Per official figures, the country’s working age population has shrunk by more than 5 million people in the last decade as births have dropped – despite a rollback of the controversial one-child policy.

And for the factories that have driven much of modern China’s growth, workers are already in short supply, pushing wages up. That’s forcing companies to relocate or increase automation, especially as the labor shortage looks like it will only get worse.


Young people today aren’t willing to work on factory floors, said Shirley Zhou, IT director at Midea, a home appliance giant based in southern China. The company raked in 77.69 billion yuan ($11.95 billion) in operating revenue for the quarter ended September, up more than 15% from a year ago.

While Midea can find enough workers for now, the company has embarked on a three-year plan to incorporate more technology into its 34 factories, beginning with seven this year, Zhou said. The goal is to double that number next year, and cover 25 factories in 2023, she said.

The company’s modeling predicts that automating manufacturing with sensors and robots will increase assembly efficiency across its factories by 15% to 20%. For two factories that have already integrated such tech, efficiency has increased by nearly 30%, Zhou said.


Midea’s strategy marks just one of many technology upgrades that analysts say factories around the world are increasingly pursuing. Sometimes called “smart” or “intelligent” manufacturing, widespread use of new hardware and software in production is expected to ultimately boost efficiency as much as the Industrial Revolution did in the 18th and 19th centuries.

From an economic perspective, technology is now key for growth as countries like China work to keep local production cheap enough for companies to stay.
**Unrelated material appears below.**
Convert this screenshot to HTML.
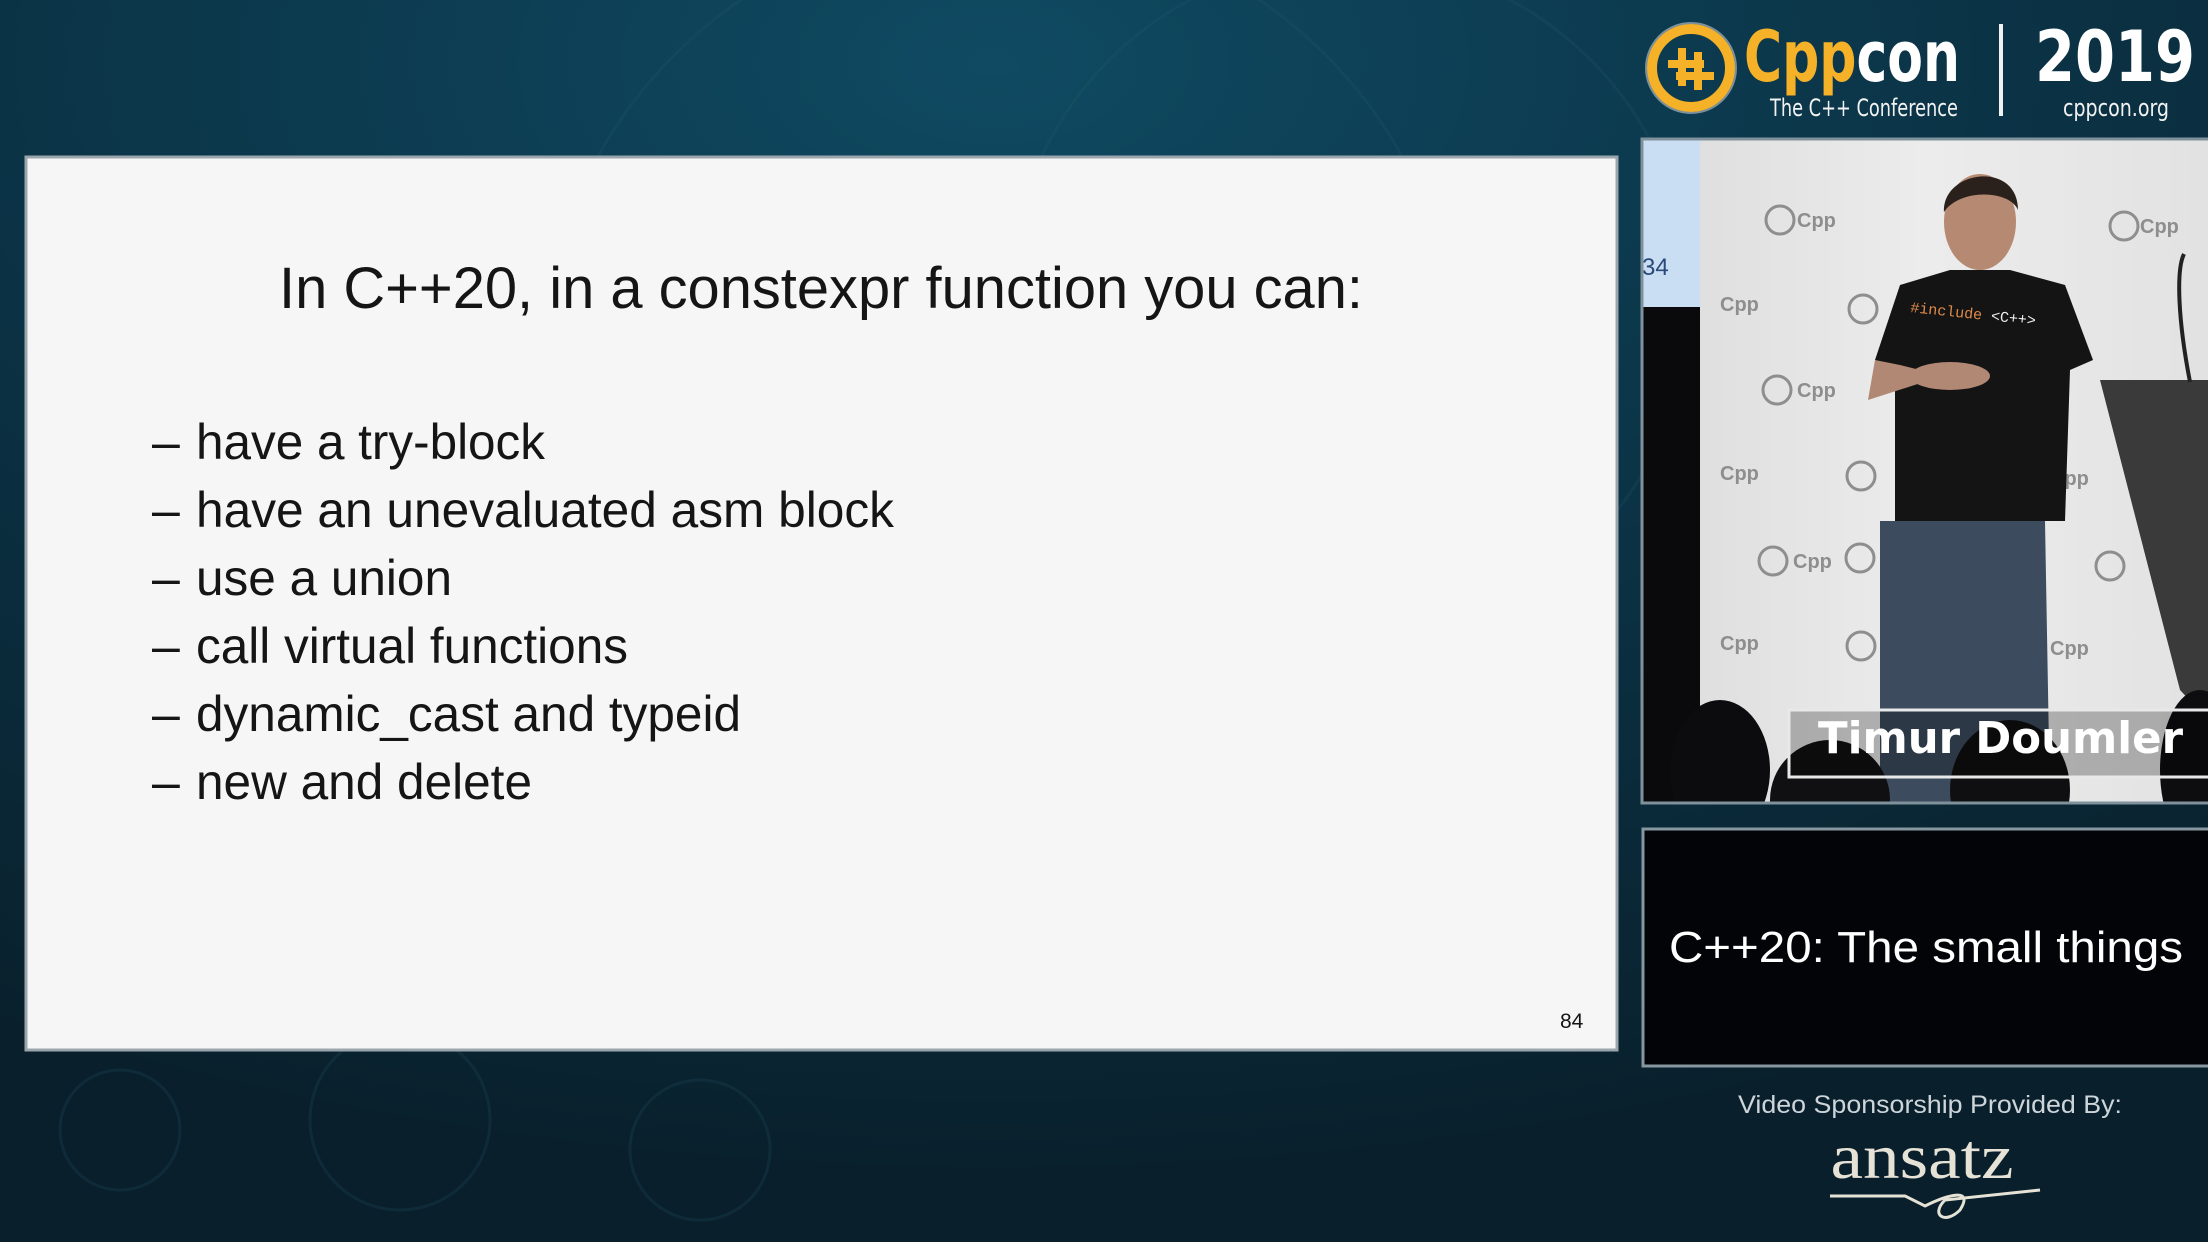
<!DOCTYPE html>
<html><head><meta charset="utf-8"><style>
html,body{margin:0;padding:0;width:2208px;height:1242px;overflow:hidden;background:#0b2533}
svg{display:block}
</style></head><body>
<svg width="2208" height="1242" viewBox="0 0 2208 1242" xmlns="http://www.w3.org/2000/svg">
<defs>
<radialGradient id="bg" cx="0.45" cy="0.05" r="0.9">
<stop offset="0" stop-color="#0f4a62"/><stop offset="0.5" stop-color="#0b3346"/><stop offset="1" stop-color="#09202c"/>
</radialGradient>
<linearGradient id="wall" x1="0" y1="0" x2="1" y2="0"><stop offset="0" stop-color="#dcdcdc"/><stop offset="0.5" stop-color="#ececec"/><stop offset="1" stop-color="#e2e2e2"/></linearGradient>
</defs>
<rect width="2208" height="1242" fill="url(#bg)"/>
<g fill="none" stroke="#2a5f74" stroke-opacity="0.18" stroke-width="3">
<circle cx="1000" cy="380" r="460"/><circle cx="1350" cy="300" r="340"/>
<circle cx="400" cy="1120" r="90"/><circle cx="700" cy="1150" r="70"/><circle cx="120" cy="1130" r="60"/>
</g>
<!-- slide -->
<rect x="26" y="157" width="1591" height="893" fill="#f6f6f6" stroke="#9aa6ac" stroke-width="3"/>
<g font-family="Liberation Sans, Arial, sans-serif" fill="#151515">
<text x="279" y="308" font-size="58" textLength="1084" lengthAdjust="spacingAndGlyphs">In C++20, in a constexpr function you can:</text>
<g font-size="50">
<text x="152" y="459">–</text><text x="196" y="459" textLength="349" lengthAdjust="spacingAndGlyphs">have a try-block</text>
<text x="152" y="527">–</text><text x="196" y="527" textLength="698" lengthAdjust="spacingAndGlyphs">have an unevaluated asm block</text>
<text x="152" y="595">–</text><text x="196" y="595" textLength="256" lengthAdjust="spacingAndGlyphs">use a union</text>
<text x="152" y="663">–</text><text x="196" y="663" textLength="432" lengthAdjust="spacingAndGlyphs">call virtual functions</text>
<text x="152" y="731">–</text><text x="196" y="731" textLength="545" lengthAdjust="spacingAndGlyphs">dynamic_cast and typeid</text>
<text x="152" y="799">–</text><text x="196" y="799" textLength="336" lengthAdjust="spacingAndGlyphs">new and delete</text>
</g>
<text x="1560" y="1028" font-size="21">84</text>
</g>
<!-- logo -->
<circle cx="1691" cy="68" r="39" fill="none" stroke="#f5b127" stroke-width="10"/>
<circle cx="1691" cy="68" r="45" fill="none" stroke="#c8ccd0" stroke-width="2" stroke-opacity="0.6"/>
<g fill="#f5b127">
<rect x="1678" y="48" width="8" height="38"/><rect x="1694" y="52" width="8" height="38"/>
<rect x="1668" y="60" width="36" height="8"/><rect x="1676" y="72" width="38" height="8"/>
</g>
<text x="1744" y="81" font-family="DejaVu Sans Condensed, Liberation Sans Narrow, sans-serif" font-weight="bold" font-size="70" textLength="216" lengthAdjust="spacingAndGlyphs"><tspan fill="#f5b127">Cpp</tspan><tspan fill="#ffffff">con</tspan></text>
<text x="1770" y="116" font-family="DejaVu Sans Condensed, Liberation Sans Narrow, sans-serif" font-size="24" fill="#f2f2f2" textLength="188" lengthAdjust="spacingAndGlyphs">The C++ Conference</text>
<rect x="1999" y="24" width="4" height="92" fill="#f2f2f2"/>
<text x="2035" y="81" font-family="DejaVu Sans, Liberation Sans, sans-serif" font-weight="bold" font-size="70" fill="#ffffff" textLength="160" lengthAdjust="spacingAndGlyphs">2019</text>
<text x="2063" y="116" font-family="DejaVu Sans Condensed, Liberation Sans Narrow, sans-serif" font-size="24" fill="#f2f2f2" textLength="106" lengthAdjust="spacingAndGlyphs">cppcon.org</text>
<!-- video -->
<svg x="1642" y="139" width="566" height="664" viewBox="1642 139 566 664">
<rect x="1642" y="139" width="566" height="664" fill="url(#wall)"/>
<rect x="1642" y="139" width="58" height="168" fill="#c9def2"/>
<text x="1642" y="275" font-family="Liberation Sans, sans-serif" font-size="24" fill="#2a4a7a">34</text>
<rect x="1642" y="307" width="58" height="496" fill="#0a0a0c"/>
<g fill="none" stroke="#8e8e8e" stroke-width="3">
<circle cx="1780" cy="220" r="14"/><circle cx="1863" cy="309" r="14"/><circle cx="1777" cy="390" r="14"/><circle cx="1773" cy="561" r="14"/><circle cx="1860" cy="558" r="14"/><circle cx="2124" cy="226" r="14"/><circle cx="2110" cy="566" r="14"/><circle cx="1861" cy="476" r="14"/><circle cx="1861" cy="646" r="14"/>
</g>
<g font-family="Liberation Sans, sans-serif" font-weight="bold" font-size="20" fill="#8e8e8e">
<text x="1797" y="227">Cpp</text><text x="1797" y="397">Cpp</text><text x="1793" y="568">Cpp</text><text x="2140" y="233">Cpp</text><text x="1720" y="311">Cpp</text><text x="1720" y="480">Cpp</text><text x="2050" y="485">Cpp</text><text x="2050" y="655">Cpp</text><text x="1720" y="650">Cpp</text>
</g>
<polygon points="2100,380 2208,380 2208,720 2180,690" fill="#3a3a3a"/>
<path d="M2184,254 C2176,270 2178,320 2190,382" stroke="#222" stroke-width="4" fill="none"/>
<ellipse cx="1980" cy="222" rx="36" ry="48" fill="#b68a72"/>
<path d="M1944,212 C1942,170 2018,160 2018,210 C2010,190 1960,188 1944,212Z" fill="#2b211c"/>
<path d="M1875,360 L1900,285 L1950,270 L2010,270 L2065,285 L2093,360 L2070,370 L2065,521 L1895,521 L1895,370Z" fill="#141414"/>
<path d="M1875,360 L1868,400 L1930,380 L1960,380 L1900,365Z" fill="#b08874"/>
<ellipse cx="1950" cy="376" rx="40" ry="14" fill="#b08874"/>
<text x="1910" y="312" font-family="Liberation Mono, monospace" font-size="15" fill="#e08a4a" transform="rotate(6 1910 312)">#include <tspan fill="#eee">&lt;C++&gt;</tspan></text>
<path d="M1880,521 L2045,521 L2050,803 L1880,803Z" fill="#3d4b5e"/>
<ellipse cx="1720" cy="770" rx="50" ry="70" fill="#0c0c0e"/>
<ellipse cx="1830" cy="800" rx="60" ry="60" fill="#101012"/>
<ellipse cx="2010" cy="790" rx="60" ry="70" fill="#0f0f11"/>
<ellipse cx="2200" cy="770" rx="40" ry="80" fill="#0d0d0f"/>
<rect x="1789" y="710" width="430" height="67" fill="#000" fill-opacity="0.25" stroke="#e8e8e8" stroke-width="3"/>
<text x="1818" y="753" font-family="DejaVu Sans, Liberation Sans, sans-serif" font-weight="bold" font-size="44" fill="#fff" textLength="365" lengthAdjust="spacingAndGlyphs">Timur Doumler</text>
</svg>
<rect x="1642" y="139" width="568" height="664" fill="none" stroke="#7f929c" stroke-width="3"/>
<rect x="1643" y="829" width="568" height="237" fill="#030407" stroke="#8797a0" stroke-width="3"/>
<text x="1926" y="962" text-anchor="middle" font-family="Liberation Sans, Arial, sans-serif" font-size="44" fill="#ffffff" textLength="514" lengthAdjust="spacingAndGlyphs">C++20: The small things</text>
<text x="1930" y="1113" text-anchor="middle" font-family="Liberation Sans, Arial, sans-serif" font-size="25" fill="#cdd5da" textLength="384" lengthAdjust="spacingAndGlyphs">Video Sponsorship Provided By:</text>
<text x="1922" y="1178" text-anchor="middle" font-family="Liberation Serif, serif" font-size="64" fill="#e6e2d6" textLength="183" lengthAdjust="spacingAndGlyphs">ansatz</text>
<path d="M1830,1196 L1905,1196 L1925,1206 C1945,1196 1975,1186 1960,1210 C1945,1225 1930,1215 1945,1200 L2040,1190" fill="none" stroke="#e6e2d6" stroke-width="3"/>
</svg>
</body></html>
“Every company, or even if it’s a third-party manufacturer that has manufacturing facilities in China … they are under pressure to invest in smart manufacturing,” said Rodrigo Cambiaghi, Greater China supply chain and operations leader at EY.

He noted such investment reduces China’s reliance on labor and increases the country’s ability to produce more, and higher-quality, goods.

“That is fundamental to keep volumes within China for those labor-intensive products,” he said. “This is not something that will be solved in a very short period of time. But the momentum is there and China is focusing a lot of the funds, a lot of the engineering capability of the country, to really drive smart manufacturing capabilities.”

Attention on factory digitalization has increased since the coronavirus pandemic.

In half a year, Chinese industrial internet company Deltaphone completed two rounds of financing to raise of nearly 300 million yuan, according to early investor Yunqi Partners.

BMW’s joint venture with Brilliance Auto said it uses nearly 4,000 robots across three factories, and plans initial installment of 2,000 robots for new factories opening next year.

Overall, artificial intelligence company Megvii, which sells software for automating warehouse operations, expects 2020 was the first year of real application of artificial intelligence to logistics, and this year will see the beginning of significant integration.